DIRECTIONS - Your task is to write out only the lines running from the line with "Reproduce this table" to the line with "const orange = 'bg-[#ff9900]';", both ends kept, with no images.

Interface markup and scripts
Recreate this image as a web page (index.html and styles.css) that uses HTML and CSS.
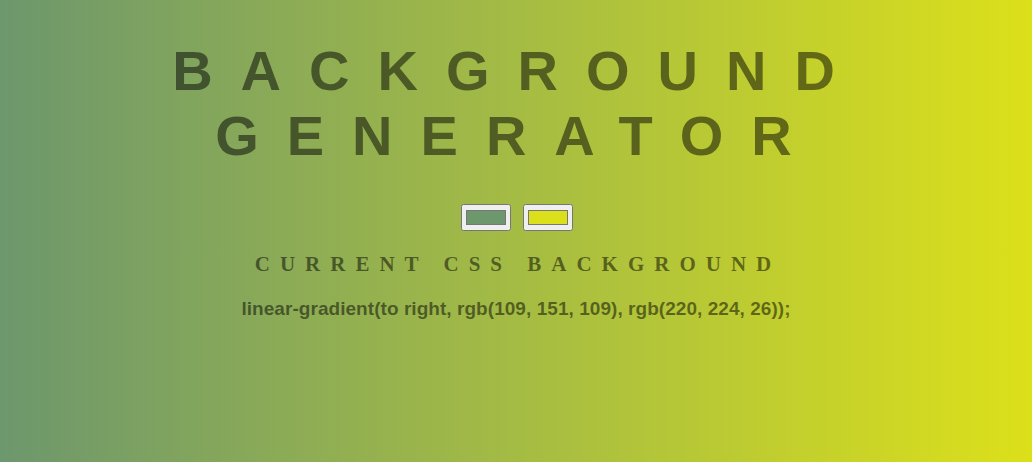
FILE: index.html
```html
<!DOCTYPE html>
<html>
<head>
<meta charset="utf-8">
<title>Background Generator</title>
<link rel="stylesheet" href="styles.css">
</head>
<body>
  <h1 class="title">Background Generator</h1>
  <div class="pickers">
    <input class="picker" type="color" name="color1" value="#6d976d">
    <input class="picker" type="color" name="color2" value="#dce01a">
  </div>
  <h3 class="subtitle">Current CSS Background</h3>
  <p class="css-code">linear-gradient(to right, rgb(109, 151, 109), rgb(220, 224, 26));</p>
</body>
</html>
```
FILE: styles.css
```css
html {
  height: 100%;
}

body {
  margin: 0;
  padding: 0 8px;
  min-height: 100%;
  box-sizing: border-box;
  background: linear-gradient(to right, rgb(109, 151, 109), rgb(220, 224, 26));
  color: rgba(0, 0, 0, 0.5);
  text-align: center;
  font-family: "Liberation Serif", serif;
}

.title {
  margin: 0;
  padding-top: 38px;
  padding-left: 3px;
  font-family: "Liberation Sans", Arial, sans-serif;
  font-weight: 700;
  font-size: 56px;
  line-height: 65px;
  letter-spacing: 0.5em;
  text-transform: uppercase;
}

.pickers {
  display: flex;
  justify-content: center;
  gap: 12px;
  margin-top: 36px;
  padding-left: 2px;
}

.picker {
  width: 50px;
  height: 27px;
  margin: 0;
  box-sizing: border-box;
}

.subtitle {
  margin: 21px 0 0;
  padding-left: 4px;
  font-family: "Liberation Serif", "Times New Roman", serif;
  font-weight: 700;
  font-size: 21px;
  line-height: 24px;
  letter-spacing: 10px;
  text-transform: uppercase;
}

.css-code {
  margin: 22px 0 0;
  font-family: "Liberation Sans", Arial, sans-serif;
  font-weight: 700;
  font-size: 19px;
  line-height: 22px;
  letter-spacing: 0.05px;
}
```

==

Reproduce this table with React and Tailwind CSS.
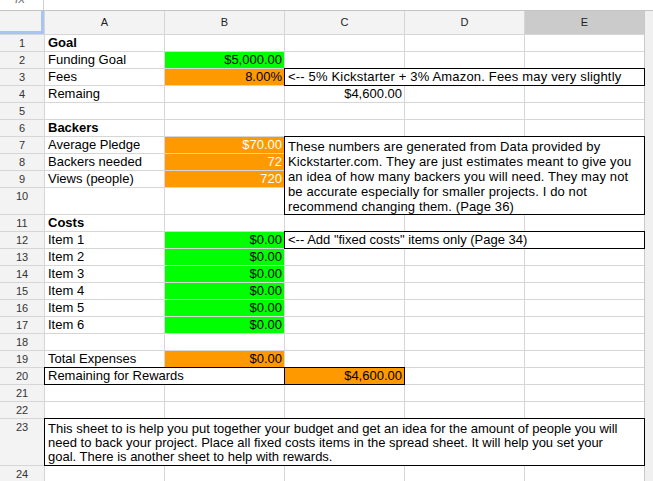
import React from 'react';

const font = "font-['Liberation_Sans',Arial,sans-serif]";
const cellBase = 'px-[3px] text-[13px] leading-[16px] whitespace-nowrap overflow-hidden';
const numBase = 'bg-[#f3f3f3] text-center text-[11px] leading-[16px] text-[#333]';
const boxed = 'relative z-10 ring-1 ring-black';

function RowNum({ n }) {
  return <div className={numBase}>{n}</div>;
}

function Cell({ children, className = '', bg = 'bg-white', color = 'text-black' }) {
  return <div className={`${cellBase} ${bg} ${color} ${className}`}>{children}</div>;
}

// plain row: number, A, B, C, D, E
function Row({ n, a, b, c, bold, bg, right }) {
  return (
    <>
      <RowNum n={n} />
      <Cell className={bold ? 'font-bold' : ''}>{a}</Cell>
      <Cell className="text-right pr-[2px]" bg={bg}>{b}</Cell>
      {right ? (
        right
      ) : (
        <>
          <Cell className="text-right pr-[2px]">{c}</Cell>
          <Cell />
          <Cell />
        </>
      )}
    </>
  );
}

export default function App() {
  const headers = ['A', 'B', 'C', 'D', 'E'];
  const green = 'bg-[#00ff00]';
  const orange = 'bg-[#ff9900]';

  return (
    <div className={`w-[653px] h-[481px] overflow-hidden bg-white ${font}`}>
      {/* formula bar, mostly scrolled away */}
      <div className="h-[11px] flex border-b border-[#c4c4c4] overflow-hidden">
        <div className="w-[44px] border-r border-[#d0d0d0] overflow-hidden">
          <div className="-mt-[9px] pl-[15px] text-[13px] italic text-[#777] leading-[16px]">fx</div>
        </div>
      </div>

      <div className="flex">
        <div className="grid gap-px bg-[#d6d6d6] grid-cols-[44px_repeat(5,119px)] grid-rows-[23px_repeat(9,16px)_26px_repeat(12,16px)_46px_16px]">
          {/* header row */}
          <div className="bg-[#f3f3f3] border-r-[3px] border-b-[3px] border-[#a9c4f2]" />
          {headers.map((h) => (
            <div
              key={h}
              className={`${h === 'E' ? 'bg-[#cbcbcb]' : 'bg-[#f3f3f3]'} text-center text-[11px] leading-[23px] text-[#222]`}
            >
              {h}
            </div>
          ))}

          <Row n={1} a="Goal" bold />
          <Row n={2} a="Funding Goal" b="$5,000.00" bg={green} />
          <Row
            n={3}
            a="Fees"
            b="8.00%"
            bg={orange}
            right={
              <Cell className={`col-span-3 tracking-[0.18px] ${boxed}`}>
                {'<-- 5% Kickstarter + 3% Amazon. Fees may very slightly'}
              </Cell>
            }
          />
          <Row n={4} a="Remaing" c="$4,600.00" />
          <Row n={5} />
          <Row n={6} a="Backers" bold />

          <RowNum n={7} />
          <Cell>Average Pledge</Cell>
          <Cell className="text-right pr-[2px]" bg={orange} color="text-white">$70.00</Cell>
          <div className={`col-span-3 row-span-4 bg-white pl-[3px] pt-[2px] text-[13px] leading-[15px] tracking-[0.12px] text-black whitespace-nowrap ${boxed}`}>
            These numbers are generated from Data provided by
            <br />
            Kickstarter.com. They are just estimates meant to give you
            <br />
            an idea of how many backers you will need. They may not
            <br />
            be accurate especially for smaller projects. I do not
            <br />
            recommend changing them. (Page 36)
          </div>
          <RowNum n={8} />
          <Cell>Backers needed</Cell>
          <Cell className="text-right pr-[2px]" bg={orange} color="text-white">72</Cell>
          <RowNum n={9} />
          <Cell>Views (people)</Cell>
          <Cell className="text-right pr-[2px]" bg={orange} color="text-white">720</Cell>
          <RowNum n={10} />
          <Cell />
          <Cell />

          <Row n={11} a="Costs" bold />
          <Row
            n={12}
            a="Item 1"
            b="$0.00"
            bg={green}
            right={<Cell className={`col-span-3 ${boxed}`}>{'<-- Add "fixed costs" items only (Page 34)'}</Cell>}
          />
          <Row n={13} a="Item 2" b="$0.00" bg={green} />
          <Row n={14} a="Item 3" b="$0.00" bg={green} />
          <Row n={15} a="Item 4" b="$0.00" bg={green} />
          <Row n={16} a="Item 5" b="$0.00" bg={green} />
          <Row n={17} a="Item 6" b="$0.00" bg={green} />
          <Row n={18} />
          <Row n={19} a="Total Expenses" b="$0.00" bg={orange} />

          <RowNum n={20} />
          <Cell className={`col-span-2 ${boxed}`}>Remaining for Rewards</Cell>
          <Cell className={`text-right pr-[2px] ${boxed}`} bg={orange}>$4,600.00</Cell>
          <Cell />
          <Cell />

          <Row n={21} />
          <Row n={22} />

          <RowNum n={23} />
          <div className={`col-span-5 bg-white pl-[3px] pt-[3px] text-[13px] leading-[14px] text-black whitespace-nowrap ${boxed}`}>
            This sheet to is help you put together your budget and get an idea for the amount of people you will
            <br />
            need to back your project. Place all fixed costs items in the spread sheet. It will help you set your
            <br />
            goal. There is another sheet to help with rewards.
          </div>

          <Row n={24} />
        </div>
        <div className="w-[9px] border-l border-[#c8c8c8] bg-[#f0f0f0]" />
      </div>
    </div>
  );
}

EXPECTED ANSWER -
Reproduce this table with React and Tailwind CSS.
import React from 'react';

const font = "font-['Liberation_Sans',Arial,sans-serif]";
const cellBase = 'px-[3px] text-[13px] leading-[16px] whitespace-nowrap overflow-hidden';
const numBase = 'bg-[#f3f3f3] text-center text-[11px] leading-[16px] text-[#333]';
const boxed = 'relative z-10 ring-1 ring-black';

function RowNum({ n }) {
  return <div className={numBase}>{n}</div>;
}

function Cell({ children, className = '', bg = 'bg-white', color = 'text-black' }) {
  return <div className={`${cellBase} ${bg} ${color} ${className}`}>{children}</div>;
}

// plain row: number, A, B, C, D, E
function Row({ n, a, b, c, bold, bg, right }) {
  return (
    <>
      <RowNum n={n} />
      <Cell className={bold ? 'font-bold' : ''}>{a}</Cell>
      <Cell className="text-right pr-[2px]" bg={bg}>{b}</Cell>
      {right ? (
        right
      ) : (
        <>
          <Cell className="text-right pr-[2px]">{c}</Cell>
          <Cell />
          <Cell />
        </>
      )}
    </>
  );
}

export default function App() {
  const headers = ['A', 'B', 'C', 'D', 'E'];
  const green = 'bg-[#00ff00]';
  const orange = 'bg-[#ff9900]';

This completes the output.